All of the communications connected to the rating were “chaperoned” by compliance staff. Emails between the teams were often sent to compliance “for review and possible redaction” and only then distributed by compliance to the recipients. Despite this supervision, they included “statements reflecting sales and marketing considerations”. In one instance, for example, an email was redacted by one member of the compliance team, only for the unredacted version of the email to be distributed by another compliance team member.
According to the SEC the “content, urgent nature, high volume, and compressed timing of the communications” between the teams led to a determination that the commercial employees had effectively become participants in the credit rating.
The S&P analytical employees eventually “analyzed a unique structural feature of the transaction”, one that they had been urged to look at by the issuer, and exercised their analytical judgement to conclude that it was enough to accord the tranches the ratings expected by the issuer.
Prohibited conduct
The SEC is careful to point out that this specific rule is breached even “if the individual’s conduct does not influence the credit rating or rating procedures or methodologies.” In other words, there was no need to determine whether the S&P commercial employees actually did influence the credit rating, and no suggestion is being made that they did. The very fact that they had become participants in the process was enough to constitute prohibited conduct.
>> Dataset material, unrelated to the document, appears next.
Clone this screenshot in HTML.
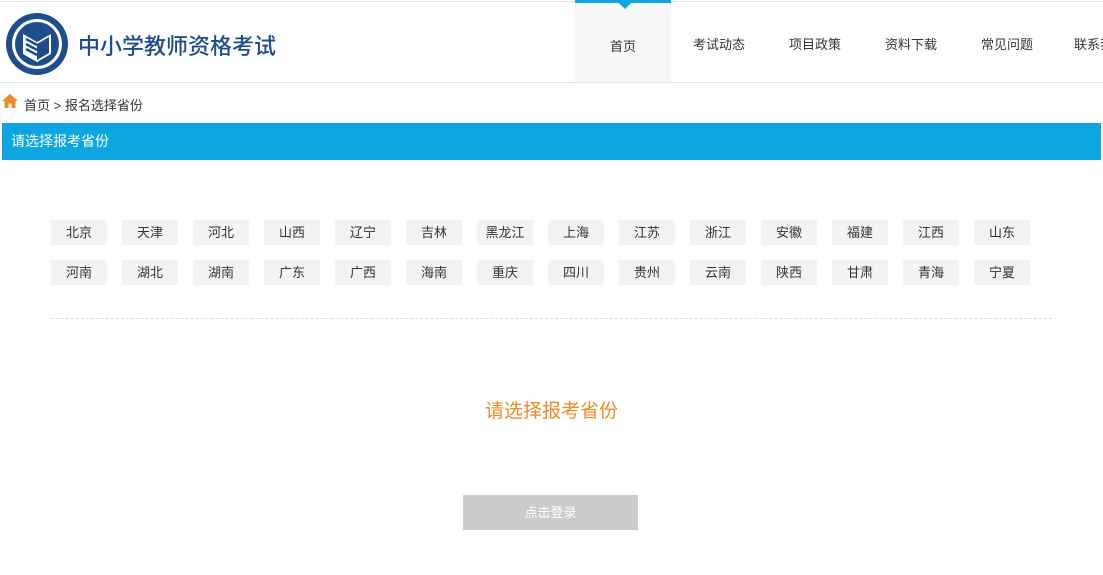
<!DOCTYPE html>
<html><head><meta charset="utf-8"><style>
*{margin:0;padding:0;box-sizing:border-box}
body{width:1103px;height:575px;overflow:hidden;background:#fff;font-family:"Liberation Sans","Microsoft YaHei","Noto Sans CJK SC",sans-serif;position:relative;color:#333}
.a{position:absolute}
.hdr{left:0;top:1px;width:1103px;height:82px;border-top:1px solid #e5e5e5;border-bottom:1px solid #e5e5e5}
.title{left:78px;top:29px;font-size:22px;color:#1f4c8a;font-weight:500;letter-spacing:0}
.nav{top:0;height:82px;width:96px;text-align:center;line-height:90px;font-size:13px;color:#333}
.act{background:#f7f7f7;border-top:3px solid #0ea6e0}
.tri{left:619px;top:3px;width:0;height:0;border-left:6px solid transparent;border-right:6px solid transparent;border-top:6px solid #0ea6e0}
.crumb{left:24px;top:95px;font-size:13px;color:#333}
.bar{left:2px;top:123px;width:1099px;height:37px;background:#0ea6e0;color:#fff;font-size:14px;line-height:37px;padding-left:9px}
.p{width:56px;height:25px;background:#f3f3f3;font-size:13px;text-align:center;line-height:25px;color:#333}
.dash{left:51px;top:318px;width:1001px;border-top:1px dashed #ddd}
.msg{left:0;width:1103px;top:396px;text-align:center;font-size:19px;color:#f08a24}
.btn{left:463px;top:495px;width:175px;height:35px;background:#ccc;color:#fff;font-size:13px;text-align:center;line-height:35px}
</style></head><body>
<div class="a hdr"></div>
<svg class="a" style="left:5px;top:12px" width="64" height="64" viewBox="0 0 64 64">
<circle cx="32" cy="32" r="31" fill="#1f4c8a"/><circle cx="32" cy="32" r="25" fill="#fff"/><circle cx="32" cy="32" r="22" fill="#1f4c8a"/>
<path d="M18 22 L32 30 L46 22 L46 42 L32 50 L18 42Z" fill="#fff"/>
<path d="M21 27 L32 33 M21 32 L32 38 M21 37 L32 43" stroke="#1f4c8a" stroke-width="2.5"/>
<path d="M32 32 L44 25 L44 41 L32 48Z" fill="#1f4c8a"/>
</svg>
<div class="a title">中小学教师资格考试</div>
<div class="a nav act" style="left:575px;line-height:87px">首页</div>
<div class="a tri"></div>
<div class="a nav" style="left:671px">考试动态</div>
<div class="a nav" style="left:767px">项目政策</div>
<div class="a nav" style="left:863px">资料下载</div>
<div class="a nav" style="left:959px">常见问题</div>
<div class="a nav" style="left:1055px;text-align:left;padding-left:19px">联系我们</div>
<svg class="a" style="left:2px;top:94px" width="16" height="14" viewBox="0 0 16 14"><path d="M8 0 L16 7 L13.5 7 L13.5 14 L9.5 14 L9.5 9.5 L6.5 9.5 L6.5 14 L2.5 14 L2.5 7 L0 7Z" fill="#f08a24"/></svg>
<div class="a crumb">首页 &gt; 报名选择省份</div>
<div class="a bar">请选择报考省份</div>
<div class="a p" style="left:51px;top:220px">北京</div><div class="a p" style="left:122px;top:220px">天津</div><div class="a p" style="left:193px;top:220px">河北</div><div class="a p" style="left:264px;top:220px">山西</div><div class="a p" style="left:335px;top:220px">辽宁</div><div class="a p" style="left:406px;top:220px">吉林</div><div class="a p" style="left:477px;top:220px">黑龙江</div><div class="a p" style="left:548px;top:220px">上海</div><div class="a p" style="left:619px;top:220px">江苏</div><div class="a p" style="left:690px;top:220px">浙江</div><div class="a p" style="left:761px;top:220px">安徽</div><div class="a p" style="left:832px;top:220px">福建</div><div class="a p" style="left:903px;top:220px">江西</div><div class="a p" style="left:974px;top:220px">山东</div>
<div class="a p" style="left:51px;top:260px">河南</div><div class="a p" style="left:122px;top:260px">湖北</div><div class="a p" style="left:193px;top:260px">湖南</div><div class="a p" style="left:264px;top:260px">广东</div><div class="a p" style="left:335px;top:260px">广西</div><div class="a p" style="left:406px;top:260px">海南</div><div class="a p" style="left:477px;top:260px">重庆</div><div class="a p" style="left:548px;top:260px">四川</div><div class="a p" style="left:619px;top:260px">贵州</div><div class="a p" style="left:690px;top:260px">云南</div><div class="a p" style="left:761px;top:260px">陕西</div><div class="a p" style="left:832px;top:260px">甘肃</div><div class="a p" style="left:903px;top:260px">青海</div><div class="a p" style="left:974px;top:260px">宁夏</div>
<div class="a dash"></div>
<div class="a msg">请选择报考省份</div>
<div class="a btn">点击登录</div>
</body></html>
The SEC found that S&P “failed to establish, maintain, and enforce written policies and procedures reasonably designed to ensure compliance with 17g-5(c)(8)(i). The absence of adequate policies might explain why the compliance team did not consistently intervene despite being able to supervise the communications between the teams.
It is difficult to police a rule, particularly one that includes such a strict prohibition, if one is not aware of the rule or its very specific implications in a particular situation. The ever-increasing number and complexity of the rules is such that effective compliance can only be conducted where adequate policies and procedures are in place to support and guide compliance staff.
Internal investigation
S&P launched an internal investigation after the events had taken place and self-reported to the SEC. It also revised its policies and procedures and instituted additional training for its employees. It has also agreed to settle the matter by paying a “$2.5m penalty and agreeing to the entry of a cease-and-desist order, a censure, and compliance with certain undertakings”.
Sadly, given all the hard work done, one of the undertakings is the withdrawal of the ratings in question. One can only wonder what impact this might have on the relationship with the client and here is another important point. Compliance issues, when they arise, not only result in fines and censures, they have a tangible impact on individuals, teams, relationships with clients as well as the reputation of the business more generally.